__What is asked__. Determine the count of lines holding the string "this". Return only the number.

-- start of Task input --

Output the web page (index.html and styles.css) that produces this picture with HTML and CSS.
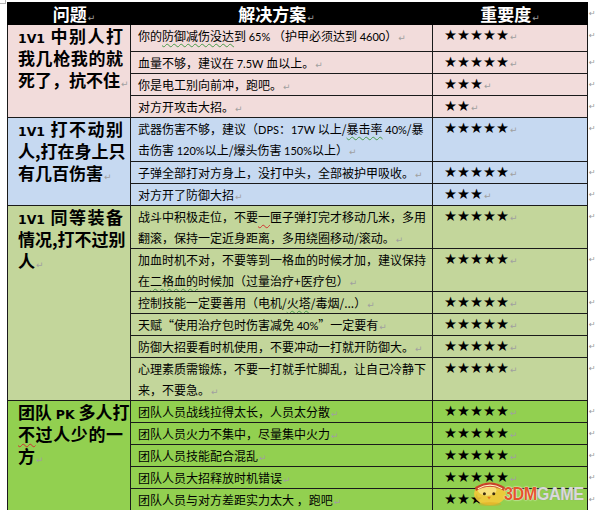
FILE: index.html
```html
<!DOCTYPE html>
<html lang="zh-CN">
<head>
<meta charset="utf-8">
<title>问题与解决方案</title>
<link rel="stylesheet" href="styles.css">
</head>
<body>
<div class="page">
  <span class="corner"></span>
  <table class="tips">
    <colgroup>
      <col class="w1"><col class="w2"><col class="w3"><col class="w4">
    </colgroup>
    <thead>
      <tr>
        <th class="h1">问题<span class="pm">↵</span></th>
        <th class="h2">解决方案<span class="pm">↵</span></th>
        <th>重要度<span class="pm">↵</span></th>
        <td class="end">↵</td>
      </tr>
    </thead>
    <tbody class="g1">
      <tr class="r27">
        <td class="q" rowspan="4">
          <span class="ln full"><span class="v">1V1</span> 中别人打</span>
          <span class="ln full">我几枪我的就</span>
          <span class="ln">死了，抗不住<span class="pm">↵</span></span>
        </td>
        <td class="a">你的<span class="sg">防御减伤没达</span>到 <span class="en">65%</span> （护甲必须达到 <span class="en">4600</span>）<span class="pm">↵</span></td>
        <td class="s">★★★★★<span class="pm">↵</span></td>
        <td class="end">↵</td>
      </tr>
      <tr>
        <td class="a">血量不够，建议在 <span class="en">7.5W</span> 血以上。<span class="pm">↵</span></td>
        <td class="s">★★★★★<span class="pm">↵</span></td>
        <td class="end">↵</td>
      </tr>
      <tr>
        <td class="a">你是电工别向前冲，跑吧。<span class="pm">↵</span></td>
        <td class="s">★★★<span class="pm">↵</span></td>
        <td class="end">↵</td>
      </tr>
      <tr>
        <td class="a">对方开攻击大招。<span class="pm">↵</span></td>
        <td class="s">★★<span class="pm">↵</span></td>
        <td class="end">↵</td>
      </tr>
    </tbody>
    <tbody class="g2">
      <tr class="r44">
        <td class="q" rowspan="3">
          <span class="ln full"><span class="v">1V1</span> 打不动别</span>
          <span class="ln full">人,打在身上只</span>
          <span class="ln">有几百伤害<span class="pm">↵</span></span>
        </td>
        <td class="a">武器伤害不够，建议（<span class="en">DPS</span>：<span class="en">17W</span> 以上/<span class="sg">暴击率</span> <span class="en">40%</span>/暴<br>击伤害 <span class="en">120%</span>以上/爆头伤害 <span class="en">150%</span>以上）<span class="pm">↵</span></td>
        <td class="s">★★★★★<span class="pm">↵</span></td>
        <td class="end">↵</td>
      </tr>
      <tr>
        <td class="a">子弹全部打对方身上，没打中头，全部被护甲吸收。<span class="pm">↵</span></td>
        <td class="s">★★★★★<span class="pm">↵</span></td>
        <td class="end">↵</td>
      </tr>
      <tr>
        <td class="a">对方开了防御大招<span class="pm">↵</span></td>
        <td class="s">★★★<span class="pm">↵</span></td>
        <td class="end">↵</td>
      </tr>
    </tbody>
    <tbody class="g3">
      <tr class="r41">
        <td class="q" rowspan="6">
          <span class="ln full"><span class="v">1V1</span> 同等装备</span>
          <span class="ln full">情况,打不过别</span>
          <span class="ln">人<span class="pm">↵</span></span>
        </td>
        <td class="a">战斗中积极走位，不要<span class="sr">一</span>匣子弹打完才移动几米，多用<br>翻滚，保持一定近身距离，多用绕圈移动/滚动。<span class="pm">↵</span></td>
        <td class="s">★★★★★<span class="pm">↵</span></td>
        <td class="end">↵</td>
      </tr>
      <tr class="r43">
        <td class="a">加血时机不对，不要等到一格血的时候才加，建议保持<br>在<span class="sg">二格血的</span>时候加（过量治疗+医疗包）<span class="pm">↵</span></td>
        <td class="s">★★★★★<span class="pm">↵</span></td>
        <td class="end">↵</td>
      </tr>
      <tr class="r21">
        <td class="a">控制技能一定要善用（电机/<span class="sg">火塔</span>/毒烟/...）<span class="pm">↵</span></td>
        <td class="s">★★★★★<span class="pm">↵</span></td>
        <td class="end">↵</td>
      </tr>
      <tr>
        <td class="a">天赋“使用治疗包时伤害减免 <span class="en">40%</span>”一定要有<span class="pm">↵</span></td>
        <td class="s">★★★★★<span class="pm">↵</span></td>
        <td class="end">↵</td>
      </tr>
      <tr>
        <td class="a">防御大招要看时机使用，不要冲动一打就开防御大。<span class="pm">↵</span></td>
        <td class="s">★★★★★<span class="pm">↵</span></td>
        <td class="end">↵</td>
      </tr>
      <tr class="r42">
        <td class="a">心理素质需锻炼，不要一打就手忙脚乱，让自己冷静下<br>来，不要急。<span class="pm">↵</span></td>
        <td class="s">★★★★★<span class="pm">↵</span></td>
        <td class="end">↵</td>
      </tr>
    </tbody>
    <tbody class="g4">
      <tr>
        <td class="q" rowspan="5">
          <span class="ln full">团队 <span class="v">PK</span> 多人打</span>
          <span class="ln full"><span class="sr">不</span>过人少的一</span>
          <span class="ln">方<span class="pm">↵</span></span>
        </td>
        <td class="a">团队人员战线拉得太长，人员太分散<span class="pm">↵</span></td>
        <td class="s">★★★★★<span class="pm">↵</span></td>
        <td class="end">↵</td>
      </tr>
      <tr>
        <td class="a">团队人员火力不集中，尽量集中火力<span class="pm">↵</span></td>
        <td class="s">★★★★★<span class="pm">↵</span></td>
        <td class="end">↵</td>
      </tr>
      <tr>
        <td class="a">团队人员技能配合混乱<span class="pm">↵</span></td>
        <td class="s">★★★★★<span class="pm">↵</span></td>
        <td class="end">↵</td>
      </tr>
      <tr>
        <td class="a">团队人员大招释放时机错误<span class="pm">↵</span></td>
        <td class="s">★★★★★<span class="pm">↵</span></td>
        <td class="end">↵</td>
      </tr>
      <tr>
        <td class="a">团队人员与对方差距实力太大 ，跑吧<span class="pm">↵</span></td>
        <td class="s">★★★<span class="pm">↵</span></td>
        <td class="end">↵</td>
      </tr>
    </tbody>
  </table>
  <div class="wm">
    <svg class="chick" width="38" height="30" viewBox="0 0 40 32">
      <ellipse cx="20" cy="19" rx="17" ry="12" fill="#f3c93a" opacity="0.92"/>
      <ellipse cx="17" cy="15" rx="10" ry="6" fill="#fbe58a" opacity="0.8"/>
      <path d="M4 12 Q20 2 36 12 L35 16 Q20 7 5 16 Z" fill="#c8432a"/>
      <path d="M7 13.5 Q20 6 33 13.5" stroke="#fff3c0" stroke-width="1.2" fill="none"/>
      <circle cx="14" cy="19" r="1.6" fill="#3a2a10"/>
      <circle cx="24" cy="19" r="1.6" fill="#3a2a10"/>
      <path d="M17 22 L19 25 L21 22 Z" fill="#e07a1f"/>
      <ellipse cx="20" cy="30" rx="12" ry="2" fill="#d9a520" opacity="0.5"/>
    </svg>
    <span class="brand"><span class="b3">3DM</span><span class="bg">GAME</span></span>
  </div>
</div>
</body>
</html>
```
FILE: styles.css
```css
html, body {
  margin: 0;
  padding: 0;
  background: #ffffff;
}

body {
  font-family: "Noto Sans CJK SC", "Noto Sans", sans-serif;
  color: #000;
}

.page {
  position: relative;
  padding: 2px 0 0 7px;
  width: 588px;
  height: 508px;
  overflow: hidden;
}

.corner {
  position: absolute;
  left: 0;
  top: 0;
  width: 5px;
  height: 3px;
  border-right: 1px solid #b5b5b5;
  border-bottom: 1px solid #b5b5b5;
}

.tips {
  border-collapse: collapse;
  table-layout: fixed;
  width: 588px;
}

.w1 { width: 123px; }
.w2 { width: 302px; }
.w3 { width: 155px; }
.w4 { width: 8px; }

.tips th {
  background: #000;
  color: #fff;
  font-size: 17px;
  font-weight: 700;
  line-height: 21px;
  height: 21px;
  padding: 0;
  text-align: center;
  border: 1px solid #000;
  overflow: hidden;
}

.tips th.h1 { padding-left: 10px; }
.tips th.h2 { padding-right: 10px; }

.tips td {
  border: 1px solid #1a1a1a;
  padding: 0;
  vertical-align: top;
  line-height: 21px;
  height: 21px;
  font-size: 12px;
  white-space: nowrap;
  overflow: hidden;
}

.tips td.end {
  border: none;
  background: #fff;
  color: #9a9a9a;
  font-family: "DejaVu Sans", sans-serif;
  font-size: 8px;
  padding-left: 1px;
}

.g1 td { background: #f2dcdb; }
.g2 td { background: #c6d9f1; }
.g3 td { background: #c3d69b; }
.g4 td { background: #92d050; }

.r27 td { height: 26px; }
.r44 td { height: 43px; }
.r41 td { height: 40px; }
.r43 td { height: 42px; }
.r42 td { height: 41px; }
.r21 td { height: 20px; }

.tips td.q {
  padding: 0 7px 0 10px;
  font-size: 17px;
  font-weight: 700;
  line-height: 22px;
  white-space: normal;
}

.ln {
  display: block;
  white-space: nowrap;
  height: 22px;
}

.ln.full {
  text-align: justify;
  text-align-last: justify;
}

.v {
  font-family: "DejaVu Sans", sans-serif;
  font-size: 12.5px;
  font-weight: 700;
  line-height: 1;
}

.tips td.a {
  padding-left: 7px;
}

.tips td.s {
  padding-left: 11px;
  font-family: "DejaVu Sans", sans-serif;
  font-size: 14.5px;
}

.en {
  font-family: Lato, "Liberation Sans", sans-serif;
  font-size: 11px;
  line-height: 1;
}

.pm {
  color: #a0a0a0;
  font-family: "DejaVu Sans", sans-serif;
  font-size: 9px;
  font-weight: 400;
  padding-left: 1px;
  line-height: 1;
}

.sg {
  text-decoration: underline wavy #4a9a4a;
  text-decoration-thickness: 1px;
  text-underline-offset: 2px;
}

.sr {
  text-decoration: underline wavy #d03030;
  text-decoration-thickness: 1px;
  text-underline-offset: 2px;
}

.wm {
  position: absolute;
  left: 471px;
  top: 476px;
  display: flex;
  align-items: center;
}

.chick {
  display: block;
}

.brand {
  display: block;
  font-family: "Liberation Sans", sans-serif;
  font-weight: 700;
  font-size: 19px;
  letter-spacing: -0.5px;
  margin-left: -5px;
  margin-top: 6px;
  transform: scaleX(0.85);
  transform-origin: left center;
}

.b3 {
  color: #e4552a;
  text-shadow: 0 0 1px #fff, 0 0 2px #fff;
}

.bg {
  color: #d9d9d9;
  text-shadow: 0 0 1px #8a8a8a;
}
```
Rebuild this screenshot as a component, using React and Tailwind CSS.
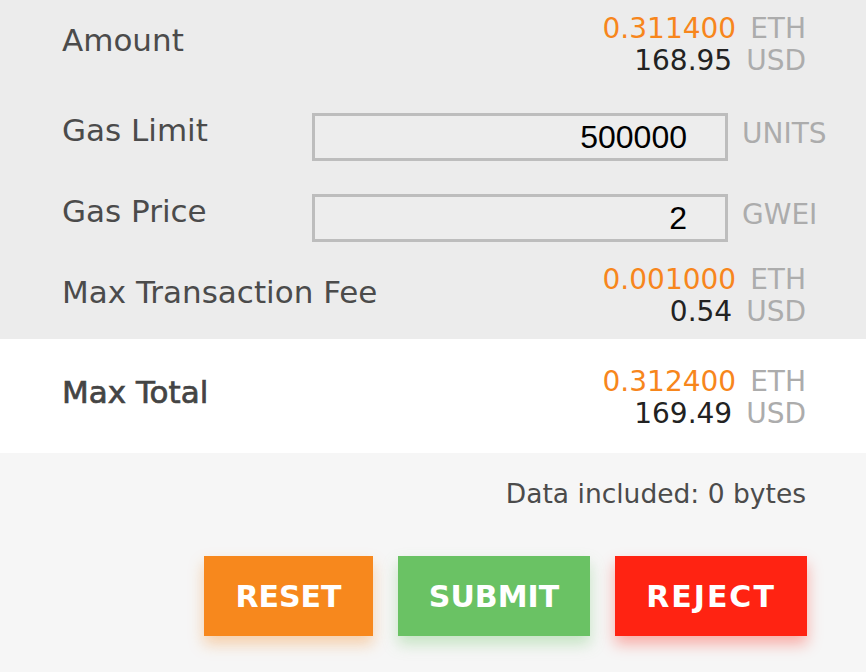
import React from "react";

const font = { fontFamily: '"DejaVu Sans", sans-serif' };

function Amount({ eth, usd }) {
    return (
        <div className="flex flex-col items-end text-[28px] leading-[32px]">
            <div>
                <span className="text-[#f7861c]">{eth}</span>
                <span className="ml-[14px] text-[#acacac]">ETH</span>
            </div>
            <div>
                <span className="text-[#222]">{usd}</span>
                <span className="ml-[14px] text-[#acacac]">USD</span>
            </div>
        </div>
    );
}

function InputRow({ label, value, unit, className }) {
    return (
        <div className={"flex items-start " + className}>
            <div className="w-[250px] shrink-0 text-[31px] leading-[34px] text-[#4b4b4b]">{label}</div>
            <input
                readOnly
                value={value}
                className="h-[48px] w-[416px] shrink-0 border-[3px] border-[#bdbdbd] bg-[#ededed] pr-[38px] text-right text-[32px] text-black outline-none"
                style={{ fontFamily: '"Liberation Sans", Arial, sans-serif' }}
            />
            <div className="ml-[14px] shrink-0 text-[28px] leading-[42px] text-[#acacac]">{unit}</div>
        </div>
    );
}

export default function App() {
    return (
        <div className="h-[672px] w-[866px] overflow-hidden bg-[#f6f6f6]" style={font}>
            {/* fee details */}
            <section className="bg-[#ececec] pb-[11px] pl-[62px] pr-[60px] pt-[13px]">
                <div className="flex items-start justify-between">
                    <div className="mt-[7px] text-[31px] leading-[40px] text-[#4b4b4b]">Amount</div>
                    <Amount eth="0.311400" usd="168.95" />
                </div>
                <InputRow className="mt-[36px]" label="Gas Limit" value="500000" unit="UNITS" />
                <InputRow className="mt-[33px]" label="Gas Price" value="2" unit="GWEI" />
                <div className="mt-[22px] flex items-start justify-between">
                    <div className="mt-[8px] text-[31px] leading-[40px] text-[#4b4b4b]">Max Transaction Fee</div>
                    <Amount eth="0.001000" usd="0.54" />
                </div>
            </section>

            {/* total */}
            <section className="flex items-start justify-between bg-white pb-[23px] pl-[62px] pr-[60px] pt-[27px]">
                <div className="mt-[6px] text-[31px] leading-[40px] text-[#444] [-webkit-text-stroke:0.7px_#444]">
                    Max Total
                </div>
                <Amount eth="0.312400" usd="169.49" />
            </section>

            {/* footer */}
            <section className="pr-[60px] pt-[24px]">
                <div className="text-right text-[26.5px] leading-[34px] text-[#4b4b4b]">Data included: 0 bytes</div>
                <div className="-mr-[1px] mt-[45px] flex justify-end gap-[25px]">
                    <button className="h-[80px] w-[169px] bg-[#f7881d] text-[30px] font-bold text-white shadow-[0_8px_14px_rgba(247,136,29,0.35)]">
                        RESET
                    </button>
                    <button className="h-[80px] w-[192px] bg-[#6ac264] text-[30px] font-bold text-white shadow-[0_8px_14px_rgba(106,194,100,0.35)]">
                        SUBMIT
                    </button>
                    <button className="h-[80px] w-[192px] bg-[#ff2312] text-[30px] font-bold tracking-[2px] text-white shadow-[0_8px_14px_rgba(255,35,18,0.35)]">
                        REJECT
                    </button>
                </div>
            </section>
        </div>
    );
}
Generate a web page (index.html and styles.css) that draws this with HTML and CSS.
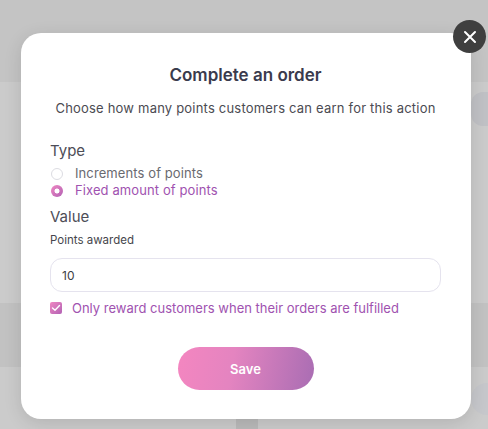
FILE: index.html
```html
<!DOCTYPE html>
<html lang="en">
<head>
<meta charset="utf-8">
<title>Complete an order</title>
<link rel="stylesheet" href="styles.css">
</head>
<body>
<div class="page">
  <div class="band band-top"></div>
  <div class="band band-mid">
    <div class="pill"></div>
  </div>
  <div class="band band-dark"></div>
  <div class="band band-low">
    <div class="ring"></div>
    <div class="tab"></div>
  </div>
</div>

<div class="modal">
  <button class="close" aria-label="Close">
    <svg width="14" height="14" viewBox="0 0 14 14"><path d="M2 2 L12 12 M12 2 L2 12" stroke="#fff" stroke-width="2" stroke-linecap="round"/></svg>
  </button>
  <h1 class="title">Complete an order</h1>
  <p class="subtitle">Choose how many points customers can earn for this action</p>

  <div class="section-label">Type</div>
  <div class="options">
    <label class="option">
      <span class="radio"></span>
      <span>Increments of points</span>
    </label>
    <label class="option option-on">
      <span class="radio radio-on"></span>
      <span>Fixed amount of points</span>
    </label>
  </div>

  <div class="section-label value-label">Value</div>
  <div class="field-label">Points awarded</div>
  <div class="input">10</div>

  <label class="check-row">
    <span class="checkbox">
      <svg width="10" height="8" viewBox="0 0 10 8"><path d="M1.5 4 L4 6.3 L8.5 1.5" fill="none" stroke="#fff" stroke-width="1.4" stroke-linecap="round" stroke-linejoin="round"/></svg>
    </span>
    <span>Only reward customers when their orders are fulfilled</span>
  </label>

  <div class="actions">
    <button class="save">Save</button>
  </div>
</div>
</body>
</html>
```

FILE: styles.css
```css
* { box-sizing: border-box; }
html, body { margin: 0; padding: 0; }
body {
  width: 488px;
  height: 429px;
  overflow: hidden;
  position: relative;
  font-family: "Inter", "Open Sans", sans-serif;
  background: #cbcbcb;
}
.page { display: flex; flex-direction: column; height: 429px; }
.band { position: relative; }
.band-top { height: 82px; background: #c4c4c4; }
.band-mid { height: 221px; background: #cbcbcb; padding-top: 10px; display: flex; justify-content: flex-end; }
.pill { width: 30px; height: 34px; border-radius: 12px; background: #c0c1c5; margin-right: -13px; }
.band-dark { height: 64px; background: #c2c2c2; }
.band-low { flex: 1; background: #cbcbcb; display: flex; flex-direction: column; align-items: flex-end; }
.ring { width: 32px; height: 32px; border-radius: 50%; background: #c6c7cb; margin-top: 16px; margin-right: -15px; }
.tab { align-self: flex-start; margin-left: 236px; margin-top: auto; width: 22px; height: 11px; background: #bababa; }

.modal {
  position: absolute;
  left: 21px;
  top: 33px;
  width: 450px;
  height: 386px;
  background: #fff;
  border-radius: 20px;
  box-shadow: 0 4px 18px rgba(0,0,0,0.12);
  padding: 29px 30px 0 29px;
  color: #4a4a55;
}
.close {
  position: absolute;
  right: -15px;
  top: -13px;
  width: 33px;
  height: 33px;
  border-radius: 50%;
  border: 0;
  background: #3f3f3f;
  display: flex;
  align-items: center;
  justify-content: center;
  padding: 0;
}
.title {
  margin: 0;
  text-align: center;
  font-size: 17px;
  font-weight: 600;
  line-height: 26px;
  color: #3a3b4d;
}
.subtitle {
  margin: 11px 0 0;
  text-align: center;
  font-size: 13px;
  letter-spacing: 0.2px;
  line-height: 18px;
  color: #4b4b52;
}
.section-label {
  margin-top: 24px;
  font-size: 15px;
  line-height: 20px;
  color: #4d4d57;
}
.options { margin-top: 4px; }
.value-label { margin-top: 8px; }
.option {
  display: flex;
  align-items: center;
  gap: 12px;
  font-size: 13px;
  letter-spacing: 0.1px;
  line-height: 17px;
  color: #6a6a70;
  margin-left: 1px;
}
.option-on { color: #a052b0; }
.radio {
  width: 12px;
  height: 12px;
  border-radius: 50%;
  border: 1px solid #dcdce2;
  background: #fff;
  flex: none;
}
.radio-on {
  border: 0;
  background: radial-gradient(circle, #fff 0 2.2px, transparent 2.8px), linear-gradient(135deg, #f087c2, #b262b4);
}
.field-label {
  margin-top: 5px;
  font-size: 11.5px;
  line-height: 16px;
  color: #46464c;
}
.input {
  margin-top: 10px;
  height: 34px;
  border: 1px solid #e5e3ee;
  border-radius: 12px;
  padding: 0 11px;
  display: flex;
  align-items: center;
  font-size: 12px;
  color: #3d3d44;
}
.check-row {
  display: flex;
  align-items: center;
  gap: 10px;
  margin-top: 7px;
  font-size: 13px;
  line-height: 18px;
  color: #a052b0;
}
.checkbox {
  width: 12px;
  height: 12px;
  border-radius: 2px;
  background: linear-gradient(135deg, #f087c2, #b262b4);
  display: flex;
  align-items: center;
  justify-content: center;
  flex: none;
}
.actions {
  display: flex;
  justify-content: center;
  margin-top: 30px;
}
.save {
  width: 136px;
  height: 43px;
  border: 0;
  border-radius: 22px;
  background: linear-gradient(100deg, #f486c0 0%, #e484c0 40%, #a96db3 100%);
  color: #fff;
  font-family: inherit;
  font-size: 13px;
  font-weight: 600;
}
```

-- end of Task input --

__Final result__. 4